§ EXTRACTED RECORDS
+ + + + + + +
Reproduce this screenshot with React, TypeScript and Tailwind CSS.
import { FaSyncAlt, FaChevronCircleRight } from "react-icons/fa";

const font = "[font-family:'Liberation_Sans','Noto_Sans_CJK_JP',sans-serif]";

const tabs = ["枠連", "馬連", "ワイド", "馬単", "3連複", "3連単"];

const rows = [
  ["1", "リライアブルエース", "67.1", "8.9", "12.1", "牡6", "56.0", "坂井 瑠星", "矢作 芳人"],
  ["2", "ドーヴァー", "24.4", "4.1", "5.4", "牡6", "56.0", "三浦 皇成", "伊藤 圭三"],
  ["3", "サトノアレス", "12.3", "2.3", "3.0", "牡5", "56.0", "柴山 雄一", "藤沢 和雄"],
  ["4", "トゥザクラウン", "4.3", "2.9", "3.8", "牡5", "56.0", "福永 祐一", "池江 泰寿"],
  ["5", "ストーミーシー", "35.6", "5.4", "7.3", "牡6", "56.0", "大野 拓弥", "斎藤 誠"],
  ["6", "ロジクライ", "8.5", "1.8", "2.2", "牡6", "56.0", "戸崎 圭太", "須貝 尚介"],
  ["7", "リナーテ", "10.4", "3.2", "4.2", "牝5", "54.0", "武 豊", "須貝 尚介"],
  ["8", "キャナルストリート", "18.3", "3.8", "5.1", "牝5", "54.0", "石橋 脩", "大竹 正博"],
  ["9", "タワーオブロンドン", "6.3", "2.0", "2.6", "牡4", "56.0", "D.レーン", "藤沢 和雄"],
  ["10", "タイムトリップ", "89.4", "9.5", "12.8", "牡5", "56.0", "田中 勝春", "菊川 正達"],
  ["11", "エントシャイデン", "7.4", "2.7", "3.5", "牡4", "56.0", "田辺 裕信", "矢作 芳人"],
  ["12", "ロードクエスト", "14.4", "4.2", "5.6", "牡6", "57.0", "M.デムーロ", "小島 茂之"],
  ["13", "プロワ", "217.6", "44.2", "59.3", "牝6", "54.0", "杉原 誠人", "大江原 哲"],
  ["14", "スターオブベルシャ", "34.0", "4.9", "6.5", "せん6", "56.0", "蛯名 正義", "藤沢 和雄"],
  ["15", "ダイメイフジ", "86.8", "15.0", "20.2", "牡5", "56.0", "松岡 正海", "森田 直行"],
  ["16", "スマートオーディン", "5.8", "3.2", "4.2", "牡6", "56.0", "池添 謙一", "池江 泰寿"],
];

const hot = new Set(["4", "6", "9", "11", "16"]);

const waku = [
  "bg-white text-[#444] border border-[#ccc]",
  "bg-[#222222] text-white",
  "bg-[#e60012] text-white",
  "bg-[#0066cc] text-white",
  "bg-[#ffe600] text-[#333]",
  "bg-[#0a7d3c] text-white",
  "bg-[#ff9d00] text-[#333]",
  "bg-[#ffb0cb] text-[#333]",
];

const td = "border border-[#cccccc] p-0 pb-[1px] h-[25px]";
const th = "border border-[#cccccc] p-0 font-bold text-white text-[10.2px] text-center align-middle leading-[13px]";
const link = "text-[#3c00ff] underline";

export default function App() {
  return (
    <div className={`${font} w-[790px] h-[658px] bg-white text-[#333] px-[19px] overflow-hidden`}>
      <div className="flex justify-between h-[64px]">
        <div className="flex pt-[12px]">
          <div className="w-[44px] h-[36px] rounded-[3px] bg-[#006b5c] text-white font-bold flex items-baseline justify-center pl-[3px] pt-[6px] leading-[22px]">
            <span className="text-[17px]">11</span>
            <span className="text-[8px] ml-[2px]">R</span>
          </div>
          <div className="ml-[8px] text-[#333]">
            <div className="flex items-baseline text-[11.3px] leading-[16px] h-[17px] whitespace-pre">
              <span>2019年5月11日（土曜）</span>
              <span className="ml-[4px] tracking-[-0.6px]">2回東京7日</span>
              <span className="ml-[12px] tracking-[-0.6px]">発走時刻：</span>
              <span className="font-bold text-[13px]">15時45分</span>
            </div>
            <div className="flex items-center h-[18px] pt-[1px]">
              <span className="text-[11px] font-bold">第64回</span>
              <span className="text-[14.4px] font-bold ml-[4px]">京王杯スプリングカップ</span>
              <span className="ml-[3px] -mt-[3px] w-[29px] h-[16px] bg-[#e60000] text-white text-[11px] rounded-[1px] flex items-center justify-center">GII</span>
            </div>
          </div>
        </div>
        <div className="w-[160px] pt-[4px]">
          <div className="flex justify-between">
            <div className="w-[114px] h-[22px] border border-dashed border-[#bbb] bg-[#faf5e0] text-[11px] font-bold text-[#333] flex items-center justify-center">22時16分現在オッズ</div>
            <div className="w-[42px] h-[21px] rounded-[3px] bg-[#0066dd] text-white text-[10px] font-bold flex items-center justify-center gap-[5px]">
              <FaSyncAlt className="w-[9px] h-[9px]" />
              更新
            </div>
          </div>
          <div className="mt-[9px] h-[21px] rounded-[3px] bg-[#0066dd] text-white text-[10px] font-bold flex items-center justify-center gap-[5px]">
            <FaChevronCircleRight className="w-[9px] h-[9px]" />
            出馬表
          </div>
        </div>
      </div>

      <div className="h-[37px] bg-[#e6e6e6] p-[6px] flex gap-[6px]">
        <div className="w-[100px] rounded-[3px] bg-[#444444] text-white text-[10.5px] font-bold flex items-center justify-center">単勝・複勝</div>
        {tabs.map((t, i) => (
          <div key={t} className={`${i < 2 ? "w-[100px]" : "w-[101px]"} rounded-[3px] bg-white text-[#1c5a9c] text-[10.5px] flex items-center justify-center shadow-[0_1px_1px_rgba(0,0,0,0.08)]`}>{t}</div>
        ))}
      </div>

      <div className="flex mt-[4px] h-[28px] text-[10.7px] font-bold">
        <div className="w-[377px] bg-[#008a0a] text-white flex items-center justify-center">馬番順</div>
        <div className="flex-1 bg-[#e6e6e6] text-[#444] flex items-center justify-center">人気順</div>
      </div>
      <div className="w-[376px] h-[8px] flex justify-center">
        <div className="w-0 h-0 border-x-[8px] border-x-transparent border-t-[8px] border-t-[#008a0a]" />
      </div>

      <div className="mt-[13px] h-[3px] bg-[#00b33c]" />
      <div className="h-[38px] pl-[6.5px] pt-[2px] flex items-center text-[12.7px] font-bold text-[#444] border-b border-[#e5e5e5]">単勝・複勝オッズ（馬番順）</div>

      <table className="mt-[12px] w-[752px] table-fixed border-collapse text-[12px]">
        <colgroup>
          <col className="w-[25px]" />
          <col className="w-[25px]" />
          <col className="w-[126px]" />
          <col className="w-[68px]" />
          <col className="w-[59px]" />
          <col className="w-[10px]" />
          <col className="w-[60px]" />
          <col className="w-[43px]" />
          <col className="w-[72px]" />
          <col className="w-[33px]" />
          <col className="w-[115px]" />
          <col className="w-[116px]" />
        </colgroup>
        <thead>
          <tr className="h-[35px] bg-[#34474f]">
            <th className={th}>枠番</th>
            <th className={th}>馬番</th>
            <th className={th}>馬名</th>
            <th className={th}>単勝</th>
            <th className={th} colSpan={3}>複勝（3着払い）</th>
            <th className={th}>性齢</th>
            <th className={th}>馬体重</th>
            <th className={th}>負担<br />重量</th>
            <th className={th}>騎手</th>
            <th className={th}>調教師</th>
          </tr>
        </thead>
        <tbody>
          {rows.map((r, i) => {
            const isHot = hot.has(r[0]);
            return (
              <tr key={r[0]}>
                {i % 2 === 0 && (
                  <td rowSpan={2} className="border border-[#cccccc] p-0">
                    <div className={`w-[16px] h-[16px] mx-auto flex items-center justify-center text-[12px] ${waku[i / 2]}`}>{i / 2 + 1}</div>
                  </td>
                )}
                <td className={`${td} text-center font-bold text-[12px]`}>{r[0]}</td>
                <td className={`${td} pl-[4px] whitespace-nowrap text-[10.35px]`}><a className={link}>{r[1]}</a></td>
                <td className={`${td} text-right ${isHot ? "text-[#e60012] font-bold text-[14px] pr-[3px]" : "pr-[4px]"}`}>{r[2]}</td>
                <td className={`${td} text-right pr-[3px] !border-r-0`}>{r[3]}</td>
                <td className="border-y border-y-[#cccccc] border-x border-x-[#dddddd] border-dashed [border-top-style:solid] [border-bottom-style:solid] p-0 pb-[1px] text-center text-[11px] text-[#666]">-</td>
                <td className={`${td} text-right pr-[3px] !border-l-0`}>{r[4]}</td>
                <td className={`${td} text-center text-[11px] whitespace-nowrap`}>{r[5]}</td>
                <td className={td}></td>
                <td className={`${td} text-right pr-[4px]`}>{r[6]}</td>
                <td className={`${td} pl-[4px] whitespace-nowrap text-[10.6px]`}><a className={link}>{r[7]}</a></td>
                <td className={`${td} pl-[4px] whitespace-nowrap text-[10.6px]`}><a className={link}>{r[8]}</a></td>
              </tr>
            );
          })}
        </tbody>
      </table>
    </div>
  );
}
+ + + + + + +
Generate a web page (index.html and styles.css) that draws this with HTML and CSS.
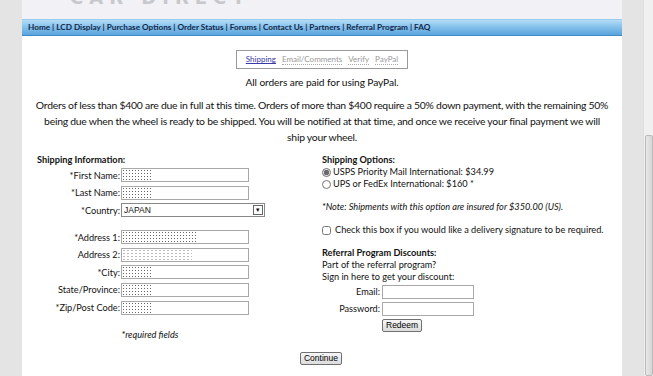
+ + + + + + +
§ WHAT IS NEEDED
Exactly reproduce the lines that run from the line bearing "Reproduce this screenshot" through the line bearing "const hot = new", with both end lines included.

§ ANSWER TO THE PROBLEM
Reproduce this screenshot with React, TypeScript and Tailwind CSS.
import { FaSyncAlt, FaChevronCircleRight } from "react-icons/fa";

const font = "[font-family:'Liberation_Sans','Noto_Sans_CJK_JP',sans-serif]";

const tabs = ["枠連", "馬連", "ワイド", "馬単", "3連複", "3連単"];

const rows = [
  ["1", "リライアブルエース", "67.1", "8.9", "12.1", "牡6", "56.0", "坂井 瑠星", "矢作 芳人"],
  ["2", "ドーヴァー", "24.4", "4.1", "5.4", "牡6", "56.0", "三浦 皇成", "伊藤 圭三"],
  ["3", "サトノアレス", "12.3", "2.3", "3.0", "牡5", "56.0", "柴山 雄一", "藤沢 和雄"],
  ["4", "トゥザクラウン", "4.3", "2.9", "3.8", "牡5", "56.0", "福永 祐一", "池江 泰寿"],
  ["5", "ストーミーシー", "35.6", "5.4", "7.3", "牡6", "56.0", "大野 拓弥", "斎藤 誠"],
  ["6", "ロジクライ", "8.5", "1.8", "2.2", "牡6", "56.0", "戸崎 圭太", "須貝 尚介"],
  ["7", "リナーテ", "10.4", "3.2", "4.2", "牝5", "54.0", "武 豊", "須貝 尚介"],
  ["8", "キャナルストリート", "18.3", "3.8", "5.1", "牝5", "54.0", "石橋 脩", "大竹 正博"],
  ["9", "タワーオブロンドン", "6.3", "2.0", "2.6", "牡4", "56.0", "D.レーン", "藤沢 和雄"],
  ["10", "タイムトリップ", "89.4", "9.5", "12.8", "牡5", "56.0", "田中 勝春", "菊川 正達"],
  ["11", "エントシャイデン", "7.4", "2.7", "3.5", "牡4", "56.0", "田辺 裕信", "矢作 芳人"],
  ["12", "ロードクエスト", "14.4", "4.2", "5.6", "牡6", "57.0", "M.デムーロ", "小島 茂之"],
  ["13", "プロワ", "217.6", "44.2", "59.3", "牝6", "54.0", "杉原 誠人", "大江原 哲"],
  ["14", "スターオブベルシャ", "34.0", "4.9", "6.5", "せん6", "56.0", "蛯名 正義", "藤沢 和雄"],
  ["15", "ダイメイフジ", "86.8", "15.0", "20.2", "牡5", "56.0", "松岡 正海", "森田 直行"],
  ["16", "スマートオーディン", "5.8", "3.2", "4.2", "牡6", "56.0", "池添 謙一", "池江 泰寿"],
];

const hot = new Set(["4", "6", "9", "11", "16"]);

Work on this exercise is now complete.